### TASK STATEMENT
Work out how many lines hold "this". Give the number and nothing else.

+ + + + + + +

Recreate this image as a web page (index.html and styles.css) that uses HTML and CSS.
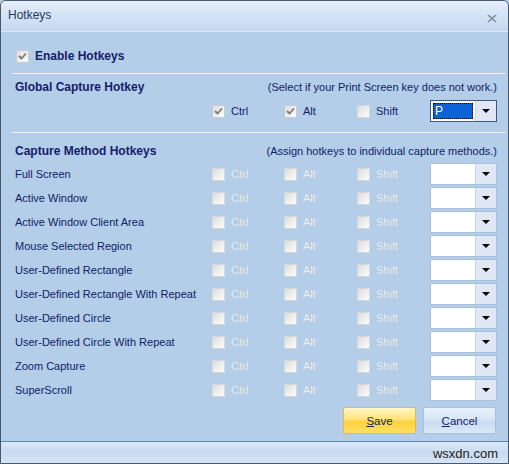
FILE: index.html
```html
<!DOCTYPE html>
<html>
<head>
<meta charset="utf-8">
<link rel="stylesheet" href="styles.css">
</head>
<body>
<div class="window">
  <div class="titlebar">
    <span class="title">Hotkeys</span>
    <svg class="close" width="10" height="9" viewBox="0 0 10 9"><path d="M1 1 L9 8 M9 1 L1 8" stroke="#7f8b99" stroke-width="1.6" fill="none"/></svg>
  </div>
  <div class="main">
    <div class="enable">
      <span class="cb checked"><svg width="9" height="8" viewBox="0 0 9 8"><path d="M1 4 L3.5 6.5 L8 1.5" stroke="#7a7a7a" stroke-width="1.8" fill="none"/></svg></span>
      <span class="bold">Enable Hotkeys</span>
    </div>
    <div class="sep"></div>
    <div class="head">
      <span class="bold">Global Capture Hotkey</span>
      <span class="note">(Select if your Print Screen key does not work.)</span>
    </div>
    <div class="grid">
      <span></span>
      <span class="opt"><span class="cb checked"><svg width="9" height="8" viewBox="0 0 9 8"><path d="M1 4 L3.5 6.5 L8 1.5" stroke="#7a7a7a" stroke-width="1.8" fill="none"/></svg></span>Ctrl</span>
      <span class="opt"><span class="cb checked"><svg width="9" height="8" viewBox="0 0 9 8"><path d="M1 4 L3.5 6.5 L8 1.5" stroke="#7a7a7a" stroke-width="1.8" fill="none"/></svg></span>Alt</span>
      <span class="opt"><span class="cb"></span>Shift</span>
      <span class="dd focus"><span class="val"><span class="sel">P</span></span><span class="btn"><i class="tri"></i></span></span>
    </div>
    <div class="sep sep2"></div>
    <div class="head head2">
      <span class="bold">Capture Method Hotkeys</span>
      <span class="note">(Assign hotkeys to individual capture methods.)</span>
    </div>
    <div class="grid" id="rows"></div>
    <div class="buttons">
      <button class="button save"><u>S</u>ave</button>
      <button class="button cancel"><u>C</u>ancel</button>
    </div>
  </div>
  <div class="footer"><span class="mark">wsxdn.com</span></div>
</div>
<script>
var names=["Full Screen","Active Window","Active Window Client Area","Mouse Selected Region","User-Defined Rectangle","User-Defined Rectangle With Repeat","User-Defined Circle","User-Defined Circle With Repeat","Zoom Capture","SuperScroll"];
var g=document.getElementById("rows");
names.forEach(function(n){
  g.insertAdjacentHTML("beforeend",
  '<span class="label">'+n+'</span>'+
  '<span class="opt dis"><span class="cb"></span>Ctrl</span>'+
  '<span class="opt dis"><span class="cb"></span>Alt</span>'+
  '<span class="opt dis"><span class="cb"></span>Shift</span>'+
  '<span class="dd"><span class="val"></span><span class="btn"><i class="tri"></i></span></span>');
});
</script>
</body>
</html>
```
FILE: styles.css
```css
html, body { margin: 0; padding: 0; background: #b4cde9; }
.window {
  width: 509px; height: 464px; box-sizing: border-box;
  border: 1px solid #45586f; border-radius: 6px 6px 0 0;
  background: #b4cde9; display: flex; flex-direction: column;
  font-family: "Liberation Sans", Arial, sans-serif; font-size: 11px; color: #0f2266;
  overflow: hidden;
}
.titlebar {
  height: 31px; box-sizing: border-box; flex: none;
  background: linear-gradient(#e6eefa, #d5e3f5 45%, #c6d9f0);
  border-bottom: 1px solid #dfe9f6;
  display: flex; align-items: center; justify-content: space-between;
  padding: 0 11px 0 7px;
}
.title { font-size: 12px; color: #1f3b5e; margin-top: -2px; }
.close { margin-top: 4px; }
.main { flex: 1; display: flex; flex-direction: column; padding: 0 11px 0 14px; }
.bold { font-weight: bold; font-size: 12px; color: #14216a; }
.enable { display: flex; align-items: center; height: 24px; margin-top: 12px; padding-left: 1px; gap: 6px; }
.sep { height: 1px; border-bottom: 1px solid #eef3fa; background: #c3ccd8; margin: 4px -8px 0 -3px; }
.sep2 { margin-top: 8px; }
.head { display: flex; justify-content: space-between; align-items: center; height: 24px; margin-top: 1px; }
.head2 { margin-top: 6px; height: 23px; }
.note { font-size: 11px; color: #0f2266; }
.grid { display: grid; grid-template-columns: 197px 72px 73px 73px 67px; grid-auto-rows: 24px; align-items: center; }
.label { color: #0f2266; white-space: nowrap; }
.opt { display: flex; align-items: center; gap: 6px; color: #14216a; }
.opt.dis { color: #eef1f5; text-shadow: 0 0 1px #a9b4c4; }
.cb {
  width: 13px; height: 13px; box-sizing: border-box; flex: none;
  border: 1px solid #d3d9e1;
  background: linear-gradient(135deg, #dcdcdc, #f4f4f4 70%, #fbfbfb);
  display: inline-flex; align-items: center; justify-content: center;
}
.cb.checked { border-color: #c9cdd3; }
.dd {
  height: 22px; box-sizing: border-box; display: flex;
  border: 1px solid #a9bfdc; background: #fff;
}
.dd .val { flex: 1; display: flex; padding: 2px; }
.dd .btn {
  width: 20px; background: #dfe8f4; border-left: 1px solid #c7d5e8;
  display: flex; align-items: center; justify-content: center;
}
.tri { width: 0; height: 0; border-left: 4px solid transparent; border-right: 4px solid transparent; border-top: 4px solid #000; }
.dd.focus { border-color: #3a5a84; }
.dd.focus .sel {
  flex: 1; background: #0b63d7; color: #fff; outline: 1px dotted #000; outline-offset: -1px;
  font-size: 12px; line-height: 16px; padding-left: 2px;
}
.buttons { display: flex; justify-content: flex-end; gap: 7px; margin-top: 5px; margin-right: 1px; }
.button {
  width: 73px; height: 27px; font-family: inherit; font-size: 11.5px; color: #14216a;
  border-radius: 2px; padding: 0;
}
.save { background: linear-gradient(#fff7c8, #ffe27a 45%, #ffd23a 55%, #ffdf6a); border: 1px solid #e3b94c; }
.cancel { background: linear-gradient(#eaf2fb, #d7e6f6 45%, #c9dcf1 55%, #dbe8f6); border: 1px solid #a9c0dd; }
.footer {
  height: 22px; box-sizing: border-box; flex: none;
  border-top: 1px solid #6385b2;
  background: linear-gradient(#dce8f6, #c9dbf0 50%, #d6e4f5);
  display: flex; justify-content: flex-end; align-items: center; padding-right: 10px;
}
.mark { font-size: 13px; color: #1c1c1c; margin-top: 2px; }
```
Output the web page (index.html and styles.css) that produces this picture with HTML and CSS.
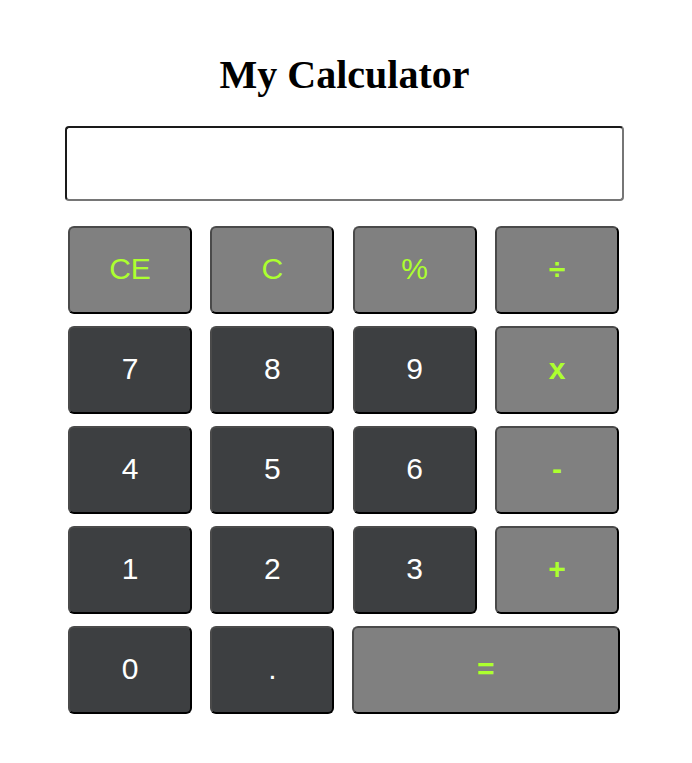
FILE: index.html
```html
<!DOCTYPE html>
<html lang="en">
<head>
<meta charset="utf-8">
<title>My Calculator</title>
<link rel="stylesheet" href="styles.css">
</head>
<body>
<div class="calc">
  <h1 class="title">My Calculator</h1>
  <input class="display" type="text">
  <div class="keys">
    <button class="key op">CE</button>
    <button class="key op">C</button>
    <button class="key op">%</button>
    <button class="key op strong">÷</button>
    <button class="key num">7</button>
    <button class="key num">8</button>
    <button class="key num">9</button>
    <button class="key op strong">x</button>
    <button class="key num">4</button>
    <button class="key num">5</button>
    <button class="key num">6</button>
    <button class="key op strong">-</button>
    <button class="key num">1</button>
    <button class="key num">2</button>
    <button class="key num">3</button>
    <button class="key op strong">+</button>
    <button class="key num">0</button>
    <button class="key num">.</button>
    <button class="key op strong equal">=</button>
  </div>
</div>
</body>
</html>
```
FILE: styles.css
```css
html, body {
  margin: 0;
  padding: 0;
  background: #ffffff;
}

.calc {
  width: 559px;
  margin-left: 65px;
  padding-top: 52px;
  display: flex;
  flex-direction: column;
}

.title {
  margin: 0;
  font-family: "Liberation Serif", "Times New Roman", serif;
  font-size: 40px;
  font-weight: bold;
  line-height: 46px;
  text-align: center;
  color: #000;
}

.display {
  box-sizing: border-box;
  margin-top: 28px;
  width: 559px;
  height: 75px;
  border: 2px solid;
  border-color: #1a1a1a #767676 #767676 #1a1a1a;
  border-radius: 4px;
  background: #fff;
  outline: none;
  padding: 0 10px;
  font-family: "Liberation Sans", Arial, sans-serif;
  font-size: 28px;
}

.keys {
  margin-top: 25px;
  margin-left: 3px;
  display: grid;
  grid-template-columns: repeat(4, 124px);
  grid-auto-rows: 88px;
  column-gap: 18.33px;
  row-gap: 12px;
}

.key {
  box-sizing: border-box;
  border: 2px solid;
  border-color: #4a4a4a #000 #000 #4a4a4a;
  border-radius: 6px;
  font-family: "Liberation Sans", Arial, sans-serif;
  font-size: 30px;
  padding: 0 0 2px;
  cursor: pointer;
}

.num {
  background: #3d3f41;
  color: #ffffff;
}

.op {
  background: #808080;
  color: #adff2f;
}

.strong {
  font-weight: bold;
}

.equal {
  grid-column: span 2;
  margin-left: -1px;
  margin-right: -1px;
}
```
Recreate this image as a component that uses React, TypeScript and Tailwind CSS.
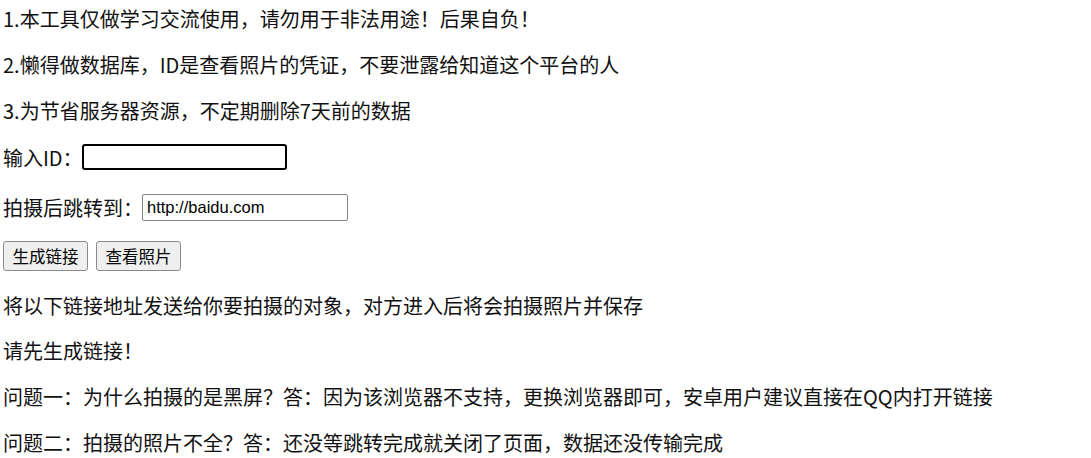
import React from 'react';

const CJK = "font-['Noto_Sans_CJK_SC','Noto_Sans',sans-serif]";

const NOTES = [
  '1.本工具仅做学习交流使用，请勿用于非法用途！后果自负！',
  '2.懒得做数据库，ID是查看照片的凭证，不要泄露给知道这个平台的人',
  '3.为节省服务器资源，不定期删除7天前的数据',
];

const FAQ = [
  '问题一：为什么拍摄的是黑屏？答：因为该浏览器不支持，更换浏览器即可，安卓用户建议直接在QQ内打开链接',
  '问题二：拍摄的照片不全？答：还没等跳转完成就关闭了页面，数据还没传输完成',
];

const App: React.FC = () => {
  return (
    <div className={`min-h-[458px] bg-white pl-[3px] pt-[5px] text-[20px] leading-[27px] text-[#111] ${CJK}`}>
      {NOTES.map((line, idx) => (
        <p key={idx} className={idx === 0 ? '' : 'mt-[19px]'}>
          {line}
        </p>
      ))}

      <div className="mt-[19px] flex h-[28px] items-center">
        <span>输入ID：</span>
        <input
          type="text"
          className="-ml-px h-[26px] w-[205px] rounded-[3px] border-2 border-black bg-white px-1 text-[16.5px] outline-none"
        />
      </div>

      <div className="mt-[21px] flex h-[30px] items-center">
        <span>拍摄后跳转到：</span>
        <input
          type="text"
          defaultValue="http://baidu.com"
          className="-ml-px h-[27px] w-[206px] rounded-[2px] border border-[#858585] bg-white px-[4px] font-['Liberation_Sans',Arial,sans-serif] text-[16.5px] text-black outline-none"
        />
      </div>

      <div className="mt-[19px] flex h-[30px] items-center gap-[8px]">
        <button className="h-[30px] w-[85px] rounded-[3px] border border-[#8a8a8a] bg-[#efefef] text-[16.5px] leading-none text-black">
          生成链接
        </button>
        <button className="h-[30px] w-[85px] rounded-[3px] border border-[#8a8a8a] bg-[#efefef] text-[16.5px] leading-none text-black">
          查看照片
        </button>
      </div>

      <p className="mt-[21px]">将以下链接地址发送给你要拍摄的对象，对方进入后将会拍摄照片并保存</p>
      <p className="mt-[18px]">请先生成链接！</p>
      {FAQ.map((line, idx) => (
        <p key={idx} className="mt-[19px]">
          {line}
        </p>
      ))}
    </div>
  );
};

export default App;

+ + + + + + +

### ANSWER TO THE EXERCISE
3